## AIM
Using the records below, locate all lines containing "this" and return them.

=== AVAILABLE RECORDS ===

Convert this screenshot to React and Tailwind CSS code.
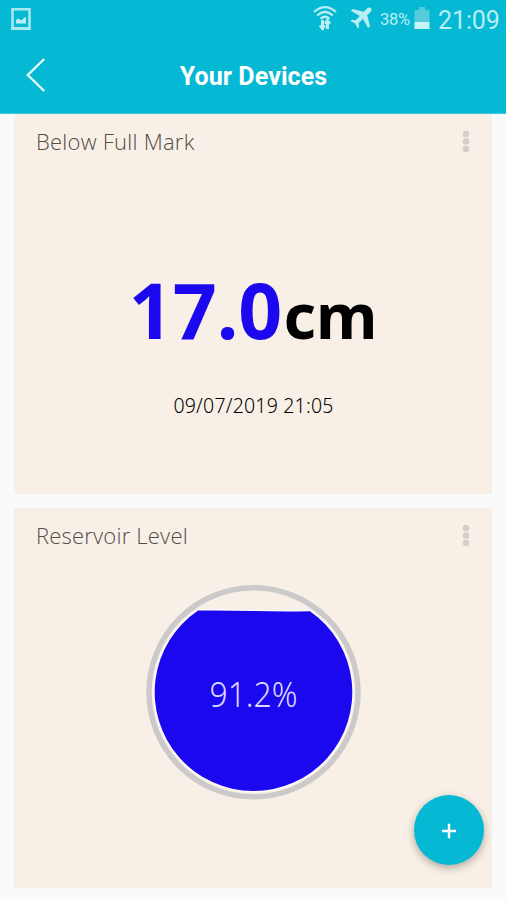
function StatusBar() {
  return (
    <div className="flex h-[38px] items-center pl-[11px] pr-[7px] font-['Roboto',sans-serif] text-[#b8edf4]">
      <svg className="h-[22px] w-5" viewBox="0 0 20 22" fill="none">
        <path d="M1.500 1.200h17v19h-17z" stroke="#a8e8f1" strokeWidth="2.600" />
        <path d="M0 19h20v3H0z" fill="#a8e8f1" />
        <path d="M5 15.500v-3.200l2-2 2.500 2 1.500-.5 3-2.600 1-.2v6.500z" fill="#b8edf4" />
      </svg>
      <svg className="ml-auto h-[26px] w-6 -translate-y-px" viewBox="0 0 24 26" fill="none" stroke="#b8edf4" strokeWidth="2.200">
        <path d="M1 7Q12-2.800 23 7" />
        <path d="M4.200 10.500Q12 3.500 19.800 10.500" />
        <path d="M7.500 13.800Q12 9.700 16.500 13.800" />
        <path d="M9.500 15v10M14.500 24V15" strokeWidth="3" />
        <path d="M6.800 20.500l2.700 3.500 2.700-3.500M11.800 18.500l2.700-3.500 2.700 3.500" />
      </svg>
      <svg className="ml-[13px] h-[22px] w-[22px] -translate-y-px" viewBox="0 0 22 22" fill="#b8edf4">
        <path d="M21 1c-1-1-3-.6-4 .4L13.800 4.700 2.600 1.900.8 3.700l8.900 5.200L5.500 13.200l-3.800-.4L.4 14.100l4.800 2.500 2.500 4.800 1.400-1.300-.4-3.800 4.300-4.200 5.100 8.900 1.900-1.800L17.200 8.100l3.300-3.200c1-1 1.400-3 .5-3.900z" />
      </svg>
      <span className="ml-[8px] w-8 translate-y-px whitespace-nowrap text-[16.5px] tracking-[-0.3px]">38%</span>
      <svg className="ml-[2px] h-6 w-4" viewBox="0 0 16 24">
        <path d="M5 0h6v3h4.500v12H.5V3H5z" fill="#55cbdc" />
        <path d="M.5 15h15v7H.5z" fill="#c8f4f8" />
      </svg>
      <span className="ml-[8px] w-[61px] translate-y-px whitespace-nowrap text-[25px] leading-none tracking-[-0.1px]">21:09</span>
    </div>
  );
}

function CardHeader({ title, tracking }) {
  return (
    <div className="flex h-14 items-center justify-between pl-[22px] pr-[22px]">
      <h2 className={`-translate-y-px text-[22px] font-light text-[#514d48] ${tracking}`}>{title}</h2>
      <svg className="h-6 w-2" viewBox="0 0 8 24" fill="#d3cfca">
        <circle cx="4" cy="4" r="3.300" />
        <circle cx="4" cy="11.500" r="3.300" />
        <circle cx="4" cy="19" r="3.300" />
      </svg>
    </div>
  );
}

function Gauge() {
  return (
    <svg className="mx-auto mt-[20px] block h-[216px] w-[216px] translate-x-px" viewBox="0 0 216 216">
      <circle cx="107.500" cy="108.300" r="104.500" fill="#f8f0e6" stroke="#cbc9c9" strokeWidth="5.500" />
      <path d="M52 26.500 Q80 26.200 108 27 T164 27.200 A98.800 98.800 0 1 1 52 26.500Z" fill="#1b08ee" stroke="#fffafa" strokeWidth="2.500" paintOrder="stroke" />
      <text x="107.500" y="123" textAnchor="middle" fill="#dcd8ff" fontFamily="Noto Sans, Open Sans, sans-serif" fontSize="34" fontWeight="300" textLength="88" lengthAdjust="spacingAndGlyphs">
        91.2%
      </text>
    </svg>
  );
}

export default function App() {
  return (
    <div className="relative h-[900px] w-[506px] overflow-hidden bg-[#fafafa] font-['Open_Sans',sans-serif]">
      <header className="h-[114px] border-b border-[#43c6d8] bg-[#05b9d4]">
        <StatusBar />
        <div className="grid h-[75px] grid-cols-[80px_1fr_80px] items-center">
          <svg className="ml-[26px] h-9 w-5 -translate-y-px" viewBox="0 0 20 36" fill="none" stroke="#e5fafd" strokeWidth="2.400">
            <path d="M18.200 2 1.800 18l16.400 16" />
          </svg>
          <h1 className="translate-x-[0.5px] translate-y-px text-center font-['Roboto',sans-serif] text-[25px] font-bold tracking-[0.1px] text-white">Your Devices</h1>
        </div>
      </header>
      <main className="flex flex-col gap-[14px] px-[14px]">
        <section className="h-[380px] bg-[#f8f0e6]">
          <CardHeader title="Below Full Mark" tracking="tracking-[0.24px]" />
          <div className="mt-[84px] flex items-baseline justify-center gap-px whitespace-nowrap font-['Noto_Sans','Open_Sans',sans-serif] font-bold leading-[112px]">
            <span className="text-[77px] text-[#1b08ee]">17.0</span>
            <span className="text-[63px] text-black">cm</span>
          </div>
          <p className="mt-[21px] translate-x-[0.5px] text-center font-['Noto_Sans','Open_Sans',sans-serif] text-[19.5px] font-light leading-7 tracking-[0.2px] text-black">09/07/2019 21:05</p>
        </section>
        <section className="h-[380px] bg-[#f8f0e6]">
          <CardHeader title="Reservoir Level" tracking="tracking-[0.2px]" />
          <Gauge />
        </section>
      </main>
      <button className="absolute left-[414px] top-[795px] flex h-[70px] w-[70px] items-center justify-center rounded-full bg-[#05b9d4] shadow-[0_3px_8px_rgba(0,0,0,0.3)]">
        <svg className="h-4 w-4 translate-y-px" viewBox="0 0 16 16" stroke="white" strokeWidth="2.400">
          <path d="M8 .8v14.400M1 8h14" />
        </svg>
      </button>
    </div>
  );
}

===
=== AVAILABLE RECORDS ===

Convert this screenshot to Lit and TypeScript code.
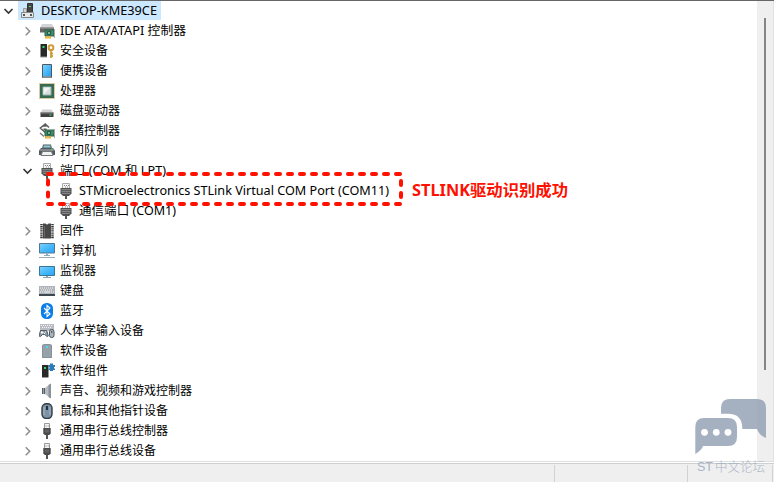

===

## EXERCISE RESPONSE
Convert this screenshot to React and Tailwind CSS code.
Convert this screenshot to Lit and TypeScript code.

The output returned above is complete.